Menegakkan hukum bukan untuk tujuan keadilan hanya akan mengorbankan nilai-nilai kemanusiaan. Jika hati nurani kemanusiaan terusik, cara-cara lunak, seperti aksi mengumpulkan sandal jepit, sampai tindakan anarkistis merupakan wujud ketidakpuasan publik akibat penegakan hukum yang bertentangan dengan hati nurani.

Si Kuat dan si Lemah

Mereka yang kuat mampu membeli fasilitas hukum, sementara yang lemah jadi korban. Dengan tepat Daniel Drew melukiskan keadaan itu dengan kiasan bahwa hukum ibarat sarang laba-laba. Ia hanya efektif untuk menjerat serangga-serangga kecil. Ketika berhadapan dengan monster yang lebih besar, sarang laba-laba itu dihancurkannya.

Keadaan inilah yang tengah terjadi di negeri ini. Para pelaku korupsi—mulai dari hulu hingga hilir—menikmati berbagai privilese sehingga korupsi semakin menjadi-jadi. Membicarakan efek jera menjadi tidak relevan. Awam memahami bahwa hukum itu hanya tajam ke bawah, tetapi tumpul ke atas. Hukum hanya dipahami sebagai teks undang-undang, tetapi dilupakan bahwa substansi hukum itu sesungguhnya adalah keadilan. Sementara kepastian hukum hanya sarana untuk mencapai tujuan akhir yang menyejahterakan.

Mengapa hukum hanya tajam ke bawah, tetapi tumpul ke atas? Talcott Parson memberi jawaban bahwa dalam tataran faktual, kekuasaan (politik) memiliki arus energi yang kuat dibandingkan subsistem sosial lain, termasuk di dalamnya hukum. Apabila politik berhadapan dengan hukum, yang terakhir ini (baca: hukum) akan disubordinasikan oleh politik.

Maka, jangan heran jika dalam kasus korupsi, penegakan hukum berjalan terseok-seok, bahkan terkadang tanpa arah, kalau tidak ingin dikatakan berbalik arah. Penghukuman pun terkadang hanya bersifat minimalis.

Mengapa? Karena aktor-aktor itu memiliki sumber daya yang jauh melebihi hukum. Akan tetapi, ketika untuk kepentingan powerless, hukum jauh panggang dari api. Hal itu tidak lain karena kelompok terakhir ini tidak memiliki kemampuan untuk menggunakan prosedur hukum yang harus dibayar mahal.

Lebih ironis lagi, penegak hukum terus-menerus meneriakkan jargon kepastian hukum.

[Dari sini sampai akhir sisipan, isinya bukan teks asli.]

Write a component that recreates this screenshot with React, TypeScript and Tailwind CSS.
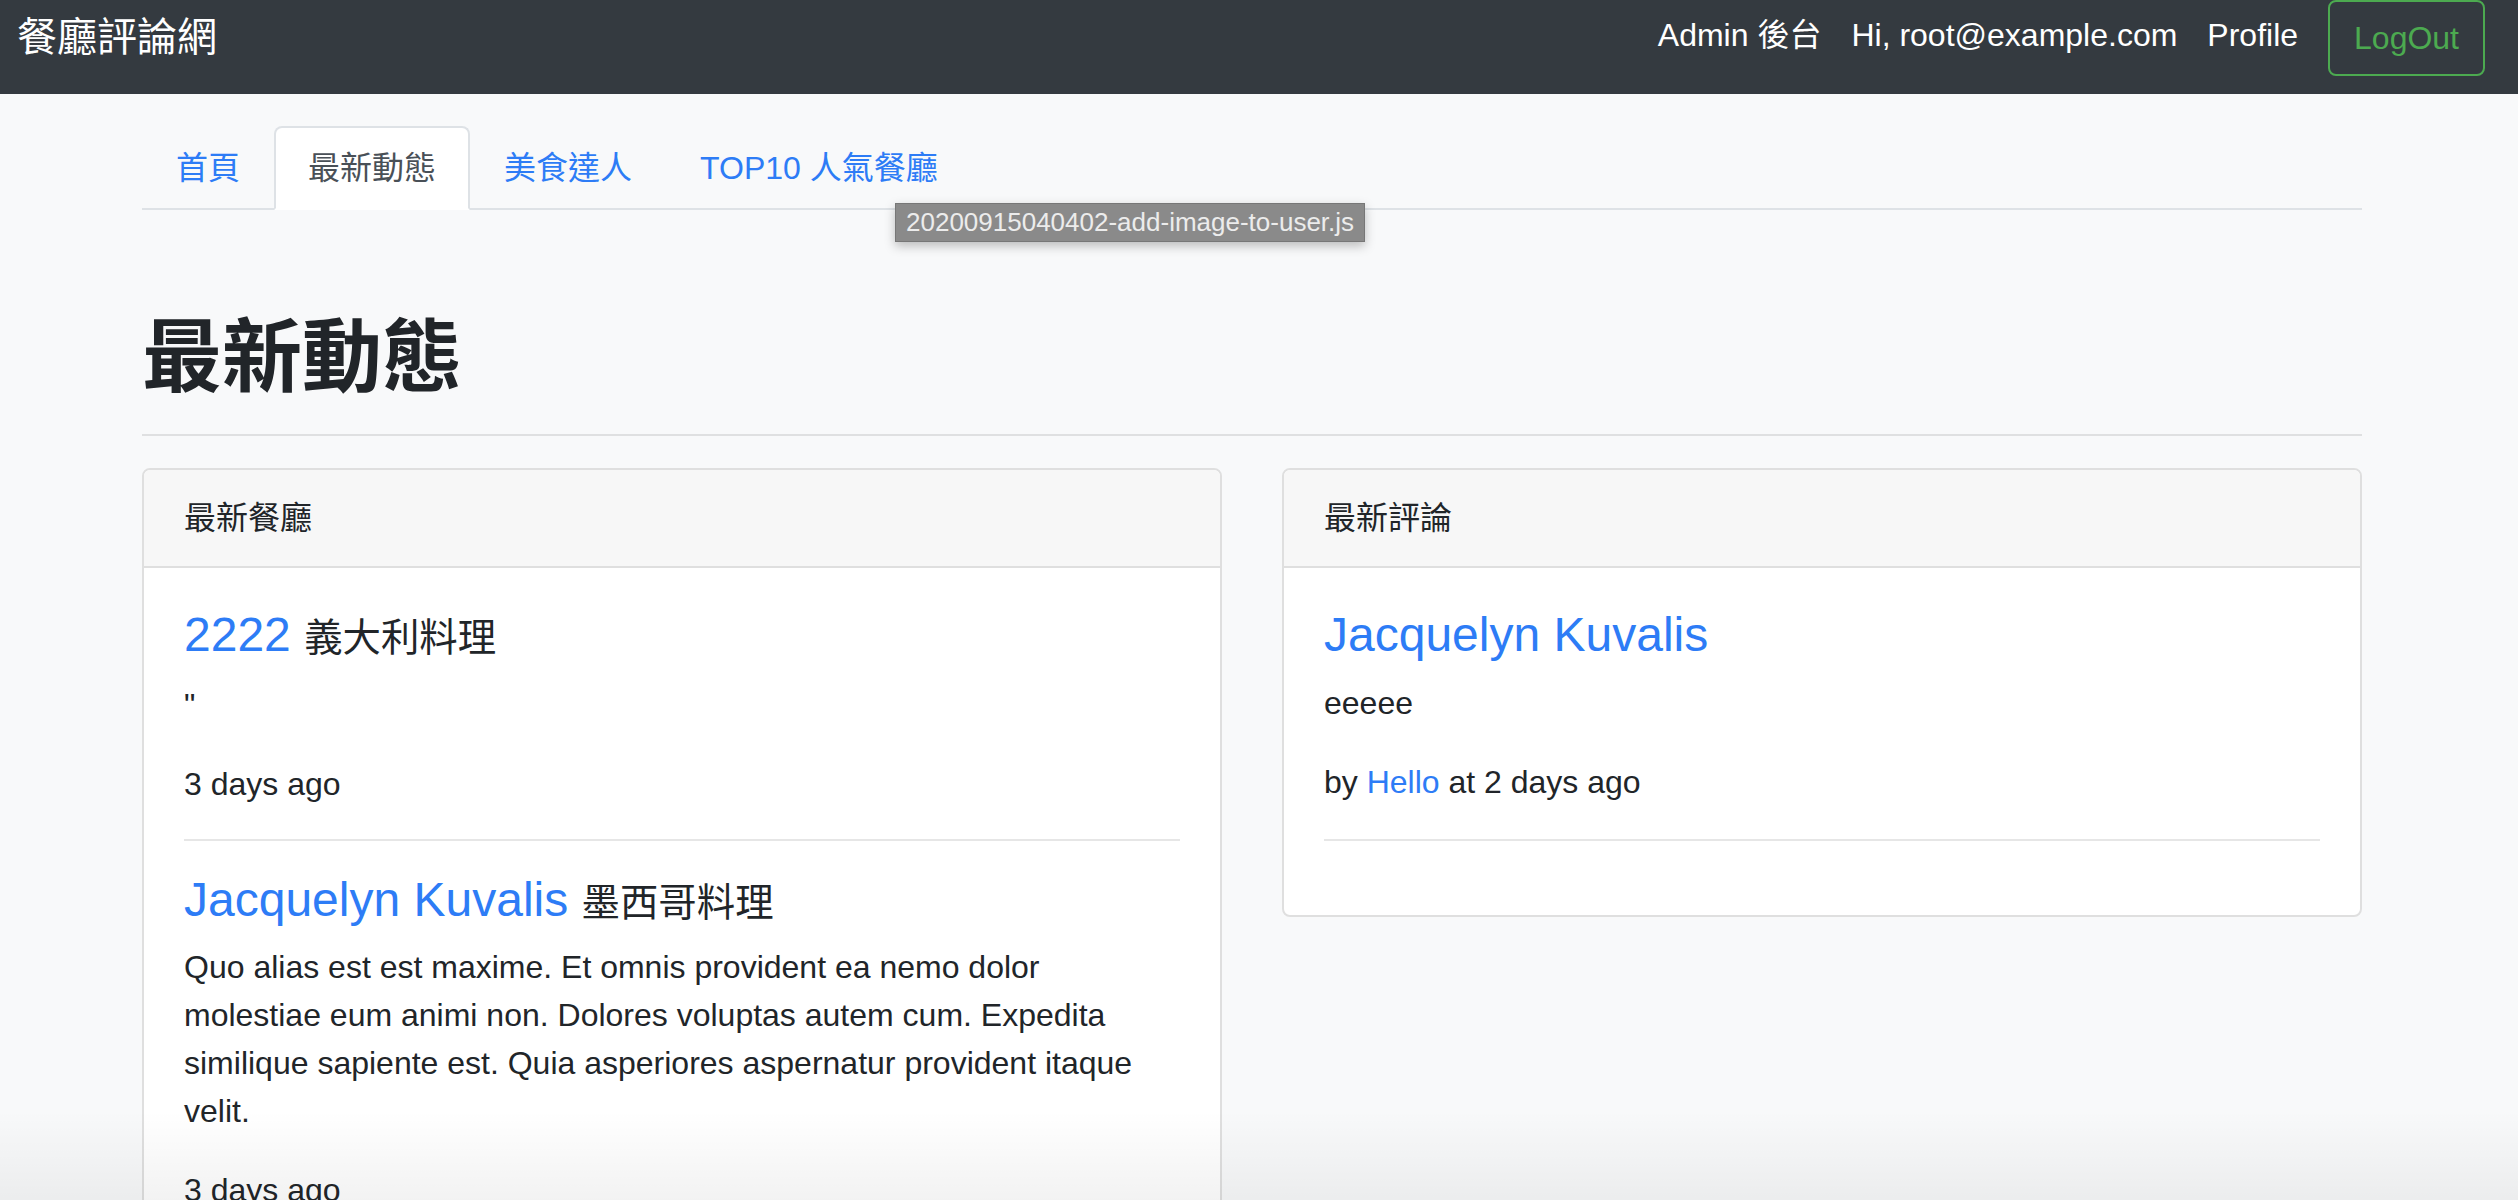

Padahal, jika kepastian hukum terlalu disanjung-sanjung akan membenarkan ungkapan summum ius, summa iniuria: keadilan yang tertinggi adalah ketakadilan yang tertinggi. Itulah yang terjadi dalam kasus AAL di Palu.

Itukah tujuan penegakan hukum kita? Penulis terkenal William Shakespeare menuangkannya dengan ungkapan the first thing we do, let’s kill all the lawyers tidak lain karena para pengacara telah kehilangan hati nurani. Keadilan kepastian hukum yang digembar-gemborkan tidak lain hanya sebuah slogan yang hanya berpihak kepada yang berpunya. Sarang laba-laba itu hanya efektif ketika berhadapan dengan orang kecil, tetapi bertekuk lutut di kaki penguasa. Haruskah kejadian seperti yang dialami AAL terus berulang?

Orang di Selandia Baru mengolok-olok kita dengan ungkapan Indonesia’s new simbol for injustice: sandals. Dalam tajuk Washington Post ditulis: Indonesians dumb flip-flops at police station in symbol of frustration over uneven justice.... Kiranya reformasi paradigmatis penegakan hukum harus dimulai saat ini untuk menjawab cemoohan publik internasional itu.